A college student is heard yelling "murder patrol" at two border agents who had been asked to give a talk about their jobs to a University of Arizona club.

The chants grow, and the agents leave before they can finish speaking. The protesters follow them to their car.

The footage sparked anger among members of the union that represents Border Patrol agents. A few days later, the university announced that two students involved in the protest, including the one who took the video, were being charged with interference with the peaceful conduct of an educational institution, a misdemeanor. A third student was later charged.

Now, faculty, immigrant rights advocates and students are mounting pressure against officials at the Tucson campus to drop the cases and stand by the three students.

They say those charged had free speech rights to protest the agents' presence and that allowing agents on campus instills fear in immigrant students.

Dozens of students protested Thursday at a Board of Regents meeting in Tucson by putting tape over their mouths. On Wednesday, more than 200 activists held a protest on campus.

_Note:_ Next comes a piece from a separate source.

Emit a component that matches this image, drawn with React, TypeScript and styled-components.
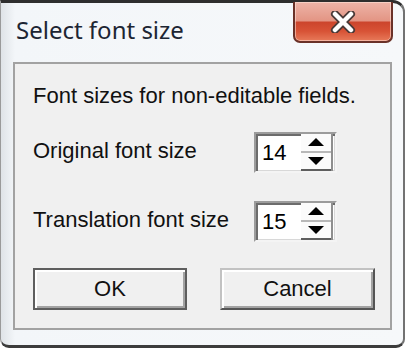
import React from "react";
import styled, { createGlobalStyle } from "styled-components";

const GlobalStyle = createGlobalStyle`
  html, body {
    margin: 0;
    padding: 0;
    background: #ffffff;
  }
  body {
    width: 407px;
    height: 352px;
    overflow: hidden;
  }
`;

const Window = styled.div`
  box-sizing: border-box;
  width: 405px;
  height: 348px;
  display: flex;
  flex-direction: column;
  background: linear-gradient(to right, #dfe3e7 0, #f3f6f9 14px, #f6f8fa 100%);
  border-top: 3px solid #2e2e2e;
  border-right: 2px solid #727272;
  border-bottom: 3px solid #3c3c3c;
  border-left: 1px solid #9a9a9a;
  border-radius: 0 12px 9px 9px;
`;

const TitleBar = styled.div`
  height: 59px;
  display: flex;
  align-items: flex-start;
  padding: 0 10px 0 15px;
`;

const Title = styled.div`
  margin-top: 15px;
  font-family: "Noto Sans", "Open Sans", sans-serif;
  font-size: 24px;
  line-height: 24px;
  color: #1c2533;
`;

const CloseButton = styled.button`
  margin-left: auto;
  margin-top: -1px;
  width: 100px;
  height: 41px;
  padding: 0;
  display: flex;
  align-items: center;
  justify-content: center;
  border: 2px solid #6a3128;
  border-top: none;
  border-radius: 0 0 7px 7px;
  background: linear-gradient(
    to bottom,
    #eeb4a8 0,
    #e39584 48%,
    #cc452c 52%,
    #d85336 75%,
    #e77a5a 100%
  );
  box-shadow: inset 0 0 0 1px rgba(255, 230, 220, 0.55);
`;

const Panel = styled.div`
  box-sizing: border-box;
  margin: 0 11px 0 12px;
  height: 268px;
  border: 2px solid #a2a2a2;
  background: #f0f0f0;
  padding: 19px 0 0 18px;
  font-family: "Liberation Sans", Arial, sans-serif;
  font-size: 22px;
  color: #111111;
`;

const Description = styled.div`
  line-height: 26px;
`;

const Form = styled.div`
  margin-top: 23px;
  display: grid;
  grid-template-columns: 221px 83px;
  row-gap: 28px;
  align-items: center;
`;

const Label = styled.div`
  line-height: 26px;
  margin-top: -3px;
`;

const SpinBox = styled.div`
  box-sizing: border-box;
  height: 41px;
  display: flex;
  background: #ffffff;
  border: 2px solid;
  border-color: #9c9c9c #f4f4f4 #f4f4f4 #9c9c9c;
  box-shadow: inset 2px 2px 0 #6c6c6c, inset -1px -1px 0 #d8d8d8;
`;

const Value = styled.div`
  flex: 1;
  padding-left: 6px;
  display: flex;
  align-items: center;
  color: #000000;
  line-height: 1;
`;

const SpinButtons = styled.div`
  width: 30px;
  margin-right: 2px;
  display: flex;
  flex-direction: column;
  border-right: 2px solid #8e8e8e;
`;

const SpinHalf = styled.div<{ $last?: boolean }>`
  flex: 1;
  display: flex;
  align-items: center;
  justify-content: center;
  background: #fbfbfb;
  border-bottom: 2px solid ${(p) => (p.$last ? "#5e5e5e" : "#b8b8b8")};
`;

const ButtonRow = styled.div`
  margin-top: 26px;
  display: flex;
  gap: 33px;
`;

const DialogButton = styled.button<{ $default?: boolean; $width: number }>`
  box-sizing: border-box;
  width: ${(p) => p.$width}px;
  height: 42px;
  padding: 0;
  background: #f0f0f0;
  font-family: "Liberation Sans", Arial, sans-serif;
  font-size: 22px;
  color: #111111;
  border: 2px solid;
  border-color: ${(p) =>
    p.$default ? "#5e5e5e" : "#c2c2c2 #555555 #555555 #c2c2c2"};
  box-shadow: inset 2px 2px 0 #ffffff, inset -2px -2px 0 #a3a3a3;
`;

const Arrow = ({ up }: { up?: boolean }) => (
  <svg width="16" height="8" viewBox="0 0 16 8">
    <polygon points={up ? "8,0 16,8 0,8" : "0,0 16,0 8,8"} fill="#000000" />
  </svg>
);

const CloseGlyph = () => (
  <svg width="26" height="22" viewBox="0 0 26 22">
    <path
      d="M5 3 L21 19 M21 3 L5 19"
      stroke="#4a3a38"
      strokeWidth="8"
      strokeLinecap="round"
    />
    <path
      d="M5 3 L21 19 M21 3 L5 19"
      stroke="#ffffff"
      strokeWidth="4.5"
      strokeLinecap="round"
    />
  </svg>
);

const Spinner = ({ value }: { value: number }) => (
  <SpinBox>
    <Value>{value}</Value>
    <SpinButtons>
      <SpinHalf>
        <Arrow up />
      </SpinHalf>
      <SpinHalf $last>
        <Arrow />
      </SpinHalf>
    </SpinButtons>
  </SpinBox>
);

const App = () => {
  return (
    <>
      <GlobalStyle />
      <Window>
        <TitleBar>
          <Title>Select font size</Title>
          <CloseButton aria-label="Close">
            <CloseGlyph />
          </CloseButton>
        </TitleBar>
        <Panel>
          <Description>Font sizes for non-editable fields.</Description>
          <Form>
            <Label>Original font size</Label>
            <Spinner value={14} />
            <Label>Translation font size</Label>
            <Spinner value={15} />
          </Form>
          <ButtonRow>
            <DialogButton $default $width={154}>
              OK
            </DialogButton>
            <DialogButton $width={155}>Cancel</DialogButton>
          </ButtonRow>
        </Panel>
      </Window>
    </>
  );
};

export default App;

Immigrant advocates say the policies of President Donald Trump - from family separations at the border to his attempt to end protections for younger immigrants brought to the country as children - have created a culture of extreme fear.

Those feelings often extend to the officers and agents in the two agencies that deal with immigration enforcement - the Border Patrol and Immigration and Customs Enforcement.

In Waynesboro, Virginia, parents complained after an ICE agent gave a presentation about his job at a middle school, saying they feared it made students uncomfortable. The agent wasn't on duty.

In Middletown, New York, the city's mayor was outraged when plainclothes ICE agents attempted to make an arrest at a courthouse, an increasingly common practice that the agency generally avoided before Trump took office.

"I do think that particularly at this political moment, people who are representing ICE on-duty or off-duty represent the Trump administration and everything that's been happening under him," said Tania Unzueta, policy director for Mijente, a national political organization.

The fear goes both ways, said Art del Cueto, president of the Tucson chapter of the Border Patrol union, citing increasing hostility toward member agents.

"You have agents who are almost having to hide from the public eye and even some of their neighbors and not telling them what they do for a living," del Cueto said. "They're hard-working agents and they believe in the job that they're doing and what they do is within the law."

Mariel Alexandra Bustamante and Denisse Moreno Melchor, two of the students charged in the University of Arizona incident, said in a written statement that allowing Border Patrol agents on campus is harmful to students for several reasons, particularly because the agency they work for is "one of the main culprits for the separation of families."

"The criminalization of these communities is solidified by Border Patrol's presence on our campus," the students wrote.

The students declined to answer questions, saying an attorney advised them against speaking to reporters.